Now and then Gabby shot a pistol at someone, often when riding a horse and usually while flinging the instrument forward with each shot - as if to help accelerate the bullet. I can't remember that he ever hit anyone, though I worried mightily about the horse.

Interestingly, though Gabby usually appeared bush-faced, he sometimes went through a whole movie with a three-day growth sprouting from his cheeks - a rare talent manifested today only, I think, in the persons of Yasser Arafat and Bruce Willis.

Hopalong, in his original literary incarnation, had a limp - hence the name. But Boyd was unlikely ever to be nominated for class monitor, let alone for an acting award, so the limping was wisely left to Gabby, whose crab-sidle along cowboy boardwalks was not to be outdone until Roddy MacDowall reached the zenith of his career as a chimpanzee.

Men and women who were children in the 1950s and '60s will remember the odd relative - not the one with the brightest future, usually - who gave impressions of Gabby Hayes at family gatherings.

All of Hoppy's contemporaries had idiot partners, as well, and for the same reason. Gene Autrey, who billed himself as "The Singing Cowboy" (I imagine to underline the distinguishing ability to sing and shovel out stables at the same time - no mean feat, when you think about it), owned Smiley Burnette, a corpulent lout whose principal contribution to the cowboy-fool genre was his penchant for wearing a ragged hat the front of whose rim rose vertically from his forehead.

Horse operas, the movies as well as those on TV, rivaled Dickens novels as asylums for dumb people.
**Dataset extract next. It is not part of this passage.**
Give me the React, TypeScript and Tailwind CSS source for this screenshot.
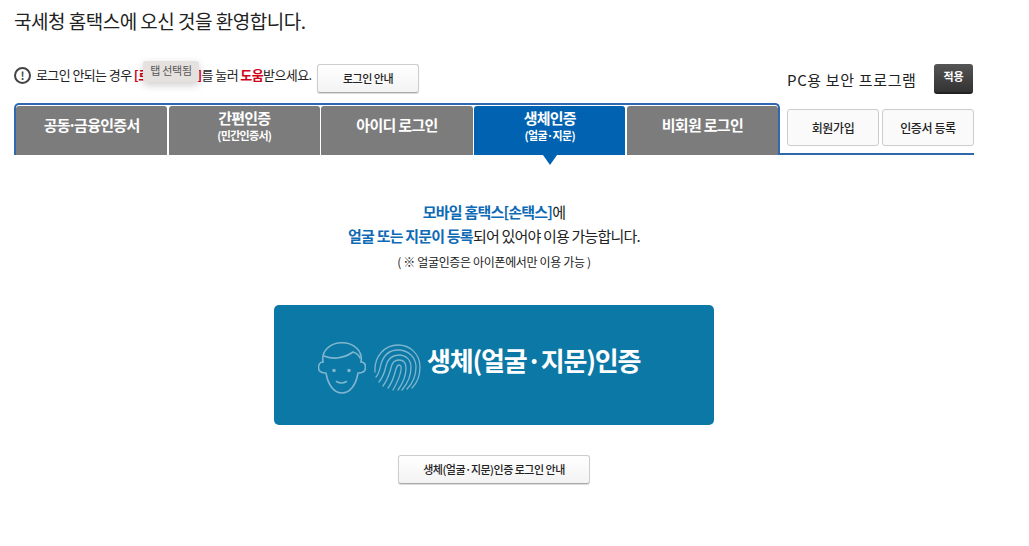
import React from 'react';

const FONT = "font-['Noto_Sans_CJK_KR','Noto_Sans',sans-serif]";

const tabs = [
    { title: '공동', titleEnd: '금융인증서' },
    { title: '간편인증', sub: '(민간인증서)' },
    { title: '아이디 로그인' },
    { title: '생체인증', sub: '(얼굴·지문)', active: true },
    { title: '비회원 로그인' },
];

const FaceIcon = () => (
    <svg className="w-[48px] h-[52px]" viewBox="0 0 48 52" fill="none" stroke="#7fb6cf" strokeWidth={1.6} strokeLinecap="round" strokeLinejoin="round">
        <path d="M5 20C3 9 12 .8 24 .8S45 9 43 20" />
        <path d="M6 14c5 2 9 2.500 13 2 7-1 12-3 16-6 3 1 6 3 7 6" />
        <path d="M5 20c-3 0-4.500 2.500-4.500 5.500S3 31 8 31c2 12 8 20 16 20s14-8 16-20c5 0 7.500-2.500 7.500-5.500S46 20 43 20" />
        <circle cx="16" cy="28.500" r="1" fill="#7fb6cf" />
        <circle cx="31" cy="28.500" r="1" fill="#7fb6cf" />
        <path d="M18.500 39.500c3 1.800 7 1.800 10 0" />
    </svg>
);

const FingerprintIcon = () => (
    <svg className="w-[48px] h-[48px]" viewBox="0 0 48 48" fill="none" stroke="#7fb6cf" strokeWidth={1.3} strokeLinecap="round">
        <path d="M1 28C0 12 11 1 24 1c12 0 22 9 22 22 0 9-2 15-8 21" />
        <path d="M2 33c3-3 4-9 5-13C10 10 17 6 24 6c10 0 18 7 18 17 0 8-3 16-9 22" />
        <path d="M5 38c4-5 6-11 7-16 2-8 7-11 13-11 7 0 12 5 12 12 0 8-3 16-9 23" />
        <path d="M9 42c4-5 6-11 8-18 1-6 4-8 8-8 5 0 7 3 7 8 0 8-3 15-8 22" />
        <path d="M14 44c4-5 6-11 8-19 1-3 2-4 3-4 2 0 2.500 2 2 5-1 7-4 13-8 20" />
    </svg>
);

export default function App() {
    return (
        <div className={`relative w-[1029px] h-[546px] overflow-hidden bg-white text-[#222] ${FONT}`}>
            {/* Title */}
            <h1 className="pl-[14px] pt-[7px] h-[64px] text-[19px] leading-[27px] font-normal tracking-[-0.5px]">
                국세청 홈택스에 오신 것을 환영합니다.
            </h1>

            {/* Help row + security program */}
            <div className="flex pl-[14px] h-[39px]">
                <div className="flex items-start w-[773px]">
                    <span className="mt-[3px] w-[17px] h-[17px] rounded-full border-2 border-[#444] flex items-center justify-center text-[11px] leading-none font-bold text-[#444]">!</span>
                    <p className="ml-[5px] mt-[1px] w-[281px] text-[13px] leading-[20px] tracking-[-0.6px] whitespace-nowrap">
                        로그인 안되는 경우 <b className="text-[#d0021b]">[로그인 안내]</b>를 눌러 <b className="text-[#d0021b]">도움</b>받으세요.
                    </p>
                    <button className="w-[102px] h-[29px] rounded-[3px] border border-[#ccc] border-b-[#aaa] bg-gradient-to-b from-white to-[#f3f3f3] shadow-[0_1px_1px_rgba(0,0,0,0.15)] text-[11px] font-medium tracking-[-0.5px]">
                        로그인 안내
                    </button>
                </div>
                <div className="flex items-start">
                    <span className="mt-[4px] w-[147px] text-[15px] leading-[24px] tracking-[0.65px] whitespace-nowrap">PC용 보안 프로그램</span>
                    <button className="w-[39px] h-[30px] rounded-[3px] bg-gradient-to-b from-[#555] to-[#333] border-b-2 border-[#222] text-white text-[11px] font-bold pb-[4px]">적용</button>
                </div>
            </div>

            {/* Tabs */}
            <div className="flex pl-[14px] h-[52px]">
                <div className="flex items-start gap-[1.5px] w-[766px] h-[52px] border-2 border-b-0 border-[#2f68ae] rounded-t-[5px] pt-[1px]">
                    {tabs.map((tab) => (
                        <div key={tab.title} className={`relative flex-1 h-[49px] rounded-t-[3px] text-white text-center ${tab.active ? 'bg-[#0062b0]' : 'bg-[#7c7c7c]'}`}>
                            {tab.sub ? (
                                <div className="pt-[1px]">
                                    <div className="text-[15px] leading-[21px] font-bold tracking-[-0.8px]">{tab.title}</div>
                                    <div className="text-[11px] leading-[14px] font-bold tracking-[-0.7px]">{tab.sub}</div>
                                </div>
                            ) : (
                                <div className="pt-[8px] text-[15px] leading-[21px] font-bold tracking-[-0.7px]">
                                    {tab.title}
                                    {tab.titleEnd && <><span className="-mx-[2px]">·</span>{tab.titleEnd}</>}
                                </div>
                            )}
                            {tab.active && (
                                <span className="absolute left-1/2 top-[49px] -translate-x-1/2 border-x-[7px] border-x-transparent border-t-[10px] border-t-[#0062b0]" />
                            )}
                        </div>
                    ))}
                </div>
                <div className="flex gap-[3px] w-[194px] h-[52px] pl-[7px] pt-[6px] border-b-2 border-[#2f68ae]">
                    <button className="w-[92px] h-[37px] rounded-[3px] border border-[#ccc] bg-[#fafafa] text-[12px] font-medium tracking-[-0.4px]">회원가입</button>
                    <button className="w-[92px] h-[37px] rounded-[3px] border border-[#ccc] bg-[#fafafa] text-[12px] font-medium tracking-[-0.4px]">인증서 등록</button>
                </div>
            </div>

            {/* Notice */}
            <div className="w-[988px] pt-[45px] text-center">
                <p className="text-[15px] leading-[24px] tracking-[-0.8px]">
                    <b className="font-semibold text-[#0e6ab5]">모바일 홈택스[손택스]</b>에
                </p>
                <p className="text-[15px] leading-[24px] tracking-[-0.8px]">
                    <b className="font-semibold text-[#0e6ab5]">얼굴 또는 지문이 등록</b>되어 있어야 이용 가능합니다.
                </p>
                <p className="mt-[4px] text-[12px] leading-[20px] tracking-[-0.35px]">( ※ 얼굴인증은 아이폰에서만 이용 가능 )</p>
            </div>

            {/* Biometric login */}
            <button className="flex items-center ml-[274px] mt-[33px] w-[440px] h-[120px] rounded-[5px] bg-[#0c78a6] pl-[44px] pt-[6px] text-white">
                <FaceIcon />
                <span className="ml-[8px]"><FingerprintIcon /></span>
                <span className="ml-[5px] pb-[16px] text-[26px] leading-[36px] font-bold tracking-[-1.2px] whitespace-nowrap">생체(얼굴·지문)인증</span>
            </button>

            <button className="block ml-[398px] mt-[30px] w-[192px] h-[29px] rounded-[3px] border border-[#ccc] border-b-[#aaa] bg-gradient-to-b from-white to-[#f3f3f3] shadow-[0_1px_1px_rgba(0,0,0,0.15)] text-[11px] font-medium tracking-[-0.5px]">
                생체(얼굴·지문)인증 로그인 안내
            </button>

            {/* Tooltip */}
            <div className="absolute left-[143px] top-[61px] w-[56px] h-[21px] rounded-[3px] bg-[#e5e1df] shadow-[0_3px_8px_rgba(0,0,0,0.2)] text-center text-[11px] leading-[19px] tracking-[-0.3px] text-[#555]">
                탭 선택됨
            </div>
        </div>
    );
}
Roy Rogers (the guy who had his dead horse stuffed) tried a number of them, including Pat Buttram and Andy Devine, but eventually stole Gabby Hayes from Hopalong Cassidy.

Say what you want about a refugee from New Jersey whose acting hallmark was a kind of quizzical stare, Roy knew his morons.

The list, as they say, is endless.

One of my favorite hero-oaf couples comprised the Cisco Kid and Pancho. (I believe Leo Carrillo, who played Pancho, can be considered primarily responsible for the rise of the ethno-sensitivity that nowadays colors our speech and very thought, such was the strength of his portrayal of a Hispanic half-wit.)

After cowboy films had bored their final audiences into comas, it was natural that they gallop on to TV - a kind of final resting place for ideas. And so it was that Cisco and Pancho rode across the vast wasteland of the Sonora Desert for years in search of criminal fun, suffering only from occasional interruptions by ads for doctor-recommended cigarettes.

A word about style. Cisco, played by Duncan Renaldo, rode his horse at top speed for enormous distances through a hellish climate while wearing velour ensembles embroidered with silver and gold thread. He also affected a sombrero the size of a wagon wheel. Contrast and compare with such modern cowboy incarnations as Clint Eastwood, whose sole fashion statement seems to be, sweat.

Also, a word to filmographers who might be a trifle confused by Renaldo's accent and, further, might wonder why Renaldo never spoke any Spanish, though Cisco was Mexican by birth. The truth is that Duncan Renaldo - whose real name, by the way, was Renaldo Duncan - was Romanian.

Nobody can make stuff like that up.

So, you might ask, where are the dim-bulb assistants of yesteryear?

Well, now and then there seems to be an effort to revive the category. The film "True Lies" comes to mind. But though Tom Arnold gave excellent twit, he played twit to Arnold Schwarzenegger. Which means that Tom's portrayal was one of the greatest acting performances of the 20th century.

The real answer, of course, is that the oater died and was replaced by the "action-adventure" film. And though a great many Bozos are affiliated with that genre, they are not in the film.